So the landscape is different today, and tinc takes advantage of this. According to their goals page, tinc is a “secure, scalable, stable and reliable, easy to configure, and flexible” peer-to-peer VPN. Uh huh. Because of its peer-to-peer nature, once two edges become aware of each other and have exchanged credentials, they can start sending traffic directly to each other rather than through the intermediary.

$ ping 172.16.50.2
PING 172.16.50.2 (172.16.50.2) 56(84) bytes of data.
64 bytes from 172.16.50.2: icmp_req=1 ttl=64 time=374 ms
64 bytes from 172.16.50.2: icmp_req=2 ttl=64 time=179 ms
64 bytes from 172.16.50.2: icmp_req=3 ttl=64 time=202 ms
64 bytes from 172.16.50.2: icmp_req=4 ttl=64 time=41.6 ms
64 bytes from 172.16.50.2: icmp_req=5 ttl=64 time=45.4 ms
64 bytes from 172.16.50.2: icmp_req=6 ttl=64 time=51.3 ms
64 bytes from 172.16.50.2: icmp_req=7 ttl=64 time=43.3 ms
64 bytes from 172.16.50.2: icmp_req=8 ttl=64 time=42.3 ms
64 bytes from 172.16.50.2: icmp_req=9 ttl=64 time=44.2 ms
...
$

This is with the tincd daemons freshly restarted on each endpoint. The first packet clearly initiates edge discovery, key exchange, and setup of the tunnels. It, and the next two packets, are passed across the Pacific to the central node. Ok, fine. But after that, the tunnel setup completes, and both edge nodes have been informed of the peer’s network addresses and start communicating directly. Nice.

See for yourself

Watching the logs under the hood confirms this. If you run tincd in the foreground then you can specify a debug level on the command line; I find “3″ a good setting for testing:

# tincd -n private -D -d3
tincd 1.0.13 (May 16 2010 21:09:47) starting, debug level 3
/dev/net/tun is a Linux tun/tap device (tun mode)
Executing script tinc-up
Listening on 0.0.0.0 port 655
Ready
Trying to connect to einstein (1.2.3.4 port 655)
Trying to connect to newton (5.6.7.8 port 655)
...

If you give it SIGINT by pressing Ctrl+C then it’ll switch itself up to the exceedingly verbose debug level 5, which is rather cool. SIGQUIT terminates, which you can send with Ctrl+. If you’re not running in the foreground (which of course you’d only be doing in testing),

# tincd -n private -kINT

does the trick. Quite handy, actually.

Performance is respectable indeed; copying a 2.8 MB file across the Pacific,

$ scp video.mpeg joe@einstein.sfo.example.com:/var/tmp

gave an average of 31.625 seconds over a number of runs. Doing the same copy but sending it over the secure tunnel by addressing the remote machine by its private address,

$ scp video.mpeg joe@172.16.50.1:/var/tmp

came in at an average of 32.525 seconds. Call it 3% overhead; that’s certainly tolerable.

Setup

Despite my talking above about joining remote networks, an important and common subcase is merely joining various remote machines especially when those machines are both behind NAT boundaries. That’s our in-house use case.

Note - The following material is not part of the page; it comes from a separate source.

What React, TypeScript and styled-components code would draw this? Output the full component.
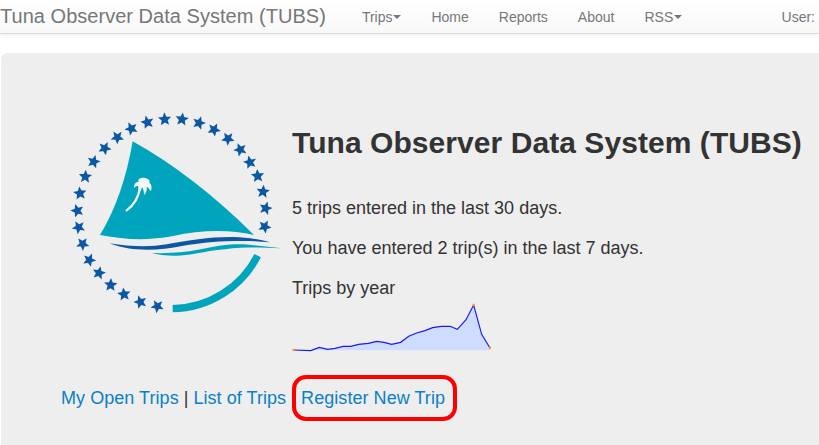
import React from 'react';
import styled, { createGlobalStyle } from 'styled-components';

const GlobalStyle = createGlobalStyle`
    html, body {
        margin: 0;
        height: 100%;
        overflow: hidden;
        background: #fff;
        font-family: "Liberation Sans", Arial, sans-serif;
        color: #333;
    }
`;

const Navbar = styled.nav`
    display: flex;
    align-items: center;
    height: 33px;
    white-space: nowrap;
    overflow: hidden;
    background: linear-gradient(to bottom, #fff 0%, #f8f8f8 100%);
    border-bottom: 1px solid #d9d9d9;
    box-shadow: 0 1px 5px rgba(0, 0, 0, 0.07);
`;

const Brand = styled.a`
    font-size: 20px;
    letter-spacing: 0.03px;
    color: #777;
    margin-right: 36px;
`;

const NavLink = styled.a`
    display: inline-flex;
    align-items: center;
    font-size: 14px;
    color: #777;
    margin-right: 30px;
`;

const Caret = styled.span`
    width: 0;
    height: 0;
    margin-left: 1px;
    border-top: 4px solid #777;
    border-left: 4px solid transparent;
    border-right: 4px solid transparent;
`;

const UserLabel = styled.span`
    margin-left: auto;
    margin-right: 4px;
    font-size: 14px;
    color: #777;
`;

const Jumbotron = styled.main`
    margin: 19px 0 0 1px;
    padding: 47px 0 0 59px;
    height: 392px;
    box-sizing: border-box;
    background: #eee;
    border-radius: 6px 0 0 0;
`;

const Hero = styled.section`
    display: flex;
    gap: 2px;
    align-items: flex-start;
`;

const Logo = styled.svg`
    display: block;
    width: 230px;
    height: 220px;
    flex-shrink: 0;
`;

const Summary = styled.div`
    display: flex;
    flex-direction: column;
    white-space: nowrap;
`;

const Title = styled.h1`
    margin: 24px 0 0;
    font-size: 30px;
    letter-spacing: 0.06px;
    line-height: 38px;
    font-weight: bold;
    color: #333;
`;

const Stat = styled.p`
    margin: 0;
    font-size: 18px;
    line-height: 22px;
    padding-top: 18px;

    &:first-of-type {
        padding-top: 35px;
    }
`;

const Spark = styled.svg`
    display: block;
    margin-top: 1px;
    width: 220px;
    height: 54px;
`;

const Links = styled.div`
    display: flex;
    align-items: center;
    margin-top: 21px;
    margin-left: 1px;
    font-size: 18px;
    letter-spacing: 0.05px;
    color: #333;
    white-space: nowrap;
`;

const TripLink = styled.a`
    color: #0a80c8;
`;

const Divider = styled.span`
    margin: 0 5px;
`;

const Highlight = styled.span`
    display: inline-flex;
    align-items: center;
    height: 46px;
    box-sizing: border-box;
    margin-left: 6px;
    padding: 0 8px 0 5px;
    border: 4px solid #f00;
    border-radius: 14px;
`;

// centres of the ring of stars, in the logo's viewBox
const STARS: [number, number][] = [
    [292, 619], [241, 606], [192, 583], [152, 555], [117, 519], [88, 480], [68, 432],
    [56, 382], [52, 332], [60, 280], [76, 230], [101, 185], [134, 145], [172, 112],
    [214, 86], [262, 67], [314, 58], [366, 58], [417, 69], [462, 89], [504, 116],
    [541, 149], [570, 187], [593, 228], [609, 275], [617, 325], [614, 380],
];

// each star has one tip pointing away from the middle of the ring
function starPoints(cx: number, cy: number, r: number) {
    const start = Math.atan2(cy - 335, cx - 330);
    const pts: string[] = [];
    for (let i = 0; i < 10; i++) {
        const rad = i % 2 === 0 ? r : r * 0.45;
        const a = start + (i * Math.PI) / 5;
        pts.push(`${cx + rad * Math.cos(a)},${cy + rad * Math.sin(a)}`);
    }
    return pts.join(' ');
}

function SpcLogo() {
    return (
        <Logo viewBox="0 0 690 660">
            {STARS.map(([x, y], i) => (
                <polygon key={i} points={starPoints(x, y, 21)} fill="#0b57a4" />
            ))}
            <path
                d="M218 124 Q190 290 120 405 C200 420 260 422 340 408 C420 390 510 388 582 405 Q400 225 218 124 Z"
                fill="#00a5bd"
            />
            <path
                d="M200 331 C222 315 236 290 240 262"
                fill="none"
                stroke="#f3f6f6"
                strokeWidth="7"
                strokeLinecap="round"
            />
            <path
                d="M222 264 C222 250 228 246 236 246 C230 236 248 230 262 236 C268 238 270 244 268 248 C276 254 276 266 272 274 C268 266 264 262 260 260 C262 270 258 280 252 285 C252 274 250 266 246 262 C244 270 240 278 234 281 C236 272 236 264 234 258 C230 258 226 260 222 264 Z"
                fill="#f3f6f6"
            />
            <path
                d="M148 430 C210 440 270 442 320 433 C390 420 450 410 520 411 C560 412 600 418 630 427 C590 423 555 422 520 423 C460 424 420 430 370 437 C320 446 280 452 230 448 C200 446 170 438 148 430 Z"
                fill="#0b57a4"
            />
            <path
                d="M275 459 C310 460 335 459 360 457 C400 453 430 445 460 440 C500 433 530 432 550 433 C590 436 630 440 665 445 C620 442 580 442 540 443 C510 445 480 449 450 453 C420 458 390 466 350 467 C320 468 295 464 275 459 Z"
                fill="#00a5bd"
            />
            <path d="M338 626 A292 292 0 0 0 593 467" fill="none" stroke="#00a5bd" strokeWidth="22" />
        </Logo>
    );
}

// trips per year, traced in a 660x210 box
const TRIPS: [number, number][] = [
    [41, 180], [92, 182], [118, 172], [143, 178], [165, 175], [190, 169], [212, 169],
    [236, 163], [265, 160], [290, 154], [312, 157], [335, 163], [362, 157], [386, 139],
    [410, 129], [435, 122], [458, 113], [484, 109], [510, 109], [532, 118], [558, 89],
    [581, 45], [605, 133], [630, 174],
];

function Sparkline() {
    const line = TRIPS.map(([x, y]) => `${x},${y}`).join(' ');
    return (
        <Spark viewBox="36 30 660 162">
            <polygon points={`41,181 ${line} 630,181`} fill="#cddcff" />
            <polyline points={line} fill="none" stroke="#1a1aee" strokeWidth="3.5" />
            <circle cx="41" cy="180" r="4" fill="#ff9a1f" />
            <circle cx="581" cy="45" r="4" fill="#ff9a1f" />
            <circle cx="630" cy="174" r="4" fill="#ff9a1f" />
        </Spark>
    );
}

export default function App() {
    return (
        <>
            <GlobalStyle />
            <Navbar>
                <Brand>Tuna Observer Data System (TUBS)</Brand>
                <NavLink>
                    Trips
                    <Caret />
                </NavLink>
                <NavLink>Home</NavLink>
                <NavLink>Reports</NavLink>
                <NavLink>About</NavLink>
                <NavLink>
                    RSS
                    <Caret />
                </NavLink>
                <UserLabel>User:</UserLabel>
            </Navbar>
            <Jumbotron>
                <Hero>
                    <SpcLogo />
                    <Summary>
                        <Title>Tuna Observer Data System (TUBS)</Title>
                        <Stat>5 trips entered in the last 30 days.</Stat>
                        <Stat>You have entered 2 trip(s) in the last 7 days.</Stat>
                        <Stat>Trips by year</Stat>
                        <Sparkline />
                    </Summary>
                </Hero>
                <Links>
                    <TripLink>My Open Trips</TripLink>
                    <Divider>|</Divider>
                    <TripLink>List of Trips</TripLink>
                    <Highlight>
                        <TripLink>Register New Trip</TripLink>
                    </Highlight>
                </Links>
            </Jumbotron>
        </>
    );
}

The tinc documentation is fairly comprehensive, and there are a few HOWTOs out there. There are a few gotchas, though, so without a whole lot of elaboration I wanted to post some sample config files to make it easier for you to bootstrap if you’re interested in trying this (install Debian package tinc).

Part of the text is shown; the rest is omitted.